• Directions
Repeat the listing exactly as given, omitting every image.

• Material
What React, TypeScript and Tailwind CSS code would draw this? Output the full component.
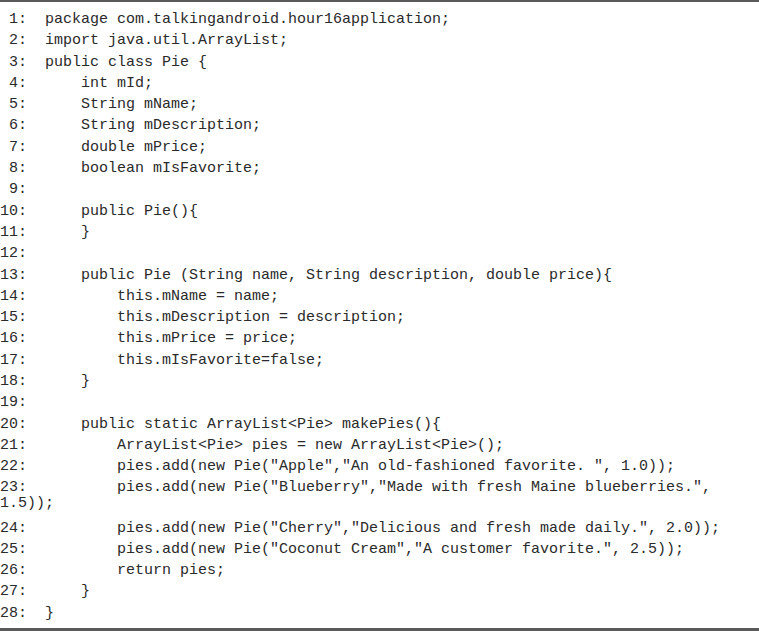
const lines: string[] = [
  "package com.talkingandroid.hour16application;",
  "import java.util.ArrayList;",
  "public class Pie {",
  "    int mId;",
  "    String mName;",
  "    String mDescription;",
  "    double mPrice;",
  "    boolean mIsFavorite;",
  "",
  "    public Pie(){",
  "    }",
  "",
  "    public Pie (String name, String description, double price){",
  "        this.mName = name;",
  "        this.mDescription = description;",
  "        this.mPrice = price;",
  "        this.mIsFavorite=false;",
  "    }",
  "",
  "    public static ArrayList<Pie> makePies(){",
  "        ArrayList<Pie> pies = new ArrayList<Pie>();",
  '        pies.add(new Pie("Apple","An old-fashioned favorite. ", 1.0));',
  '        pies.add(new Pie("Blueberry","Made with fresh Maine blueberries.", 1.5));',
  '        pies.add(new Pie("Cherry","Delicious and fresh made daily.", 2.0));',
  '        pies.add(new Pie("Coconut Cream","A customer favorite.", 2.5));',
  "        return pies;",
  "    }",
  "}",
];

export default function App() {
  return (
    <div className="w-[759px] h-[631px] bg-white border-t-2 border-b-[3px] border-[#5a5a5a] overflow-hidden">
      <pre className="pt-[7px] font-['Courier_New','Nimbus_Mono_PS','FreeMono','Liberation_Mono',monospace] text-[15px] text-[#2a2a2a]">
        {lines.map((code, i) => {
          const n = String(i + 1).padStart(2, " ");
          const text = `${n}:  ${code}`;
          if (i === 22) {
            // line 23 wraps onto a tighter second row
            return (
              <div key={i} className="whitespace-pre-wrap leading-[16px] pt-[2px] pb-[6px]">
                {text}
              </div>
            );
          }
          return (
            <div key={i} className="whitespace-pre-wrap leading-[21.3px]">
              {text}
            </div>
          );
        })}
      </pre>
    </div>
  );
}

• Result of the exercise
What React, TypeScript and Tailwind CSS code would draw this? Output the full component.
const lines: string[] = [
  "package com.talkingandroid.hour16application;",
  "import java.util.ArrayList;",
  "public class Pie {",
  "    int mId;",
  "    String mName;",
  "    String mDescription;",
  "    double mPrice;",
  "    boolean mIsFavorite;",
  "",
  "    public Pie(){",
  "    }",
  "",
  "    public Pie (String name, String description, double price){",
  "        this.mName = name;",
  "        this.mDescription = description;",
  "        this.mPrice = price;",
  "        this.mIsFavorite=false;",
  "    }",
  "",
  "    public static ArrayList<Pie> makePies(){",
  "        ArrayList<Pie> pies = new ArrayList<Pie>();",
  '        pies.add(new Pie("Apple","An old-fashioned favorite. ", 1.0));',
  '        pies.add(new Pie("Blueberry","Made with fresh Maine blueberries.", 1.5));',
  '        pies.add(new Pie("Cherry","Delicious and fresh made daily.", 2.0));',
  '        pies.add(new Pie("Coconut Cream","A customer favorite.", 2.5));',
  "        return pies;",
  "    }",
  "}",
];

export default function App() {
  return (
    <div className="w-[759px] h-[631px] bg-white border-t-2 border-b-[3px] border-[#5a5a5a] overflow-hidden">
      <pre className="pt-[7px] font-['Courier_New','Nimbus_Mono_PS','FreeMono','Liberation_Mono',monospace] text-[15px] text-[#2a2a2a]">
        {lines.map((code, i) => {
          const n = String(i + 1).padStart(2, " ");
          const text = `${n}:  ${code}`;
          if (i === 22) {
            // line 23 wraps onto a tighter second row
            return (
              <div key={i} className="whitespace-pre-wrap leading-[16px] pt-[2px] pb-[6px]">
                {text}
              </div>
            );
          }
          return (
            <div key={i} className="whitespace-pre-wrap leading-[21.3px]">
              {text}
            </div>
          );
        })}
      </pre>
    </div>
  );
}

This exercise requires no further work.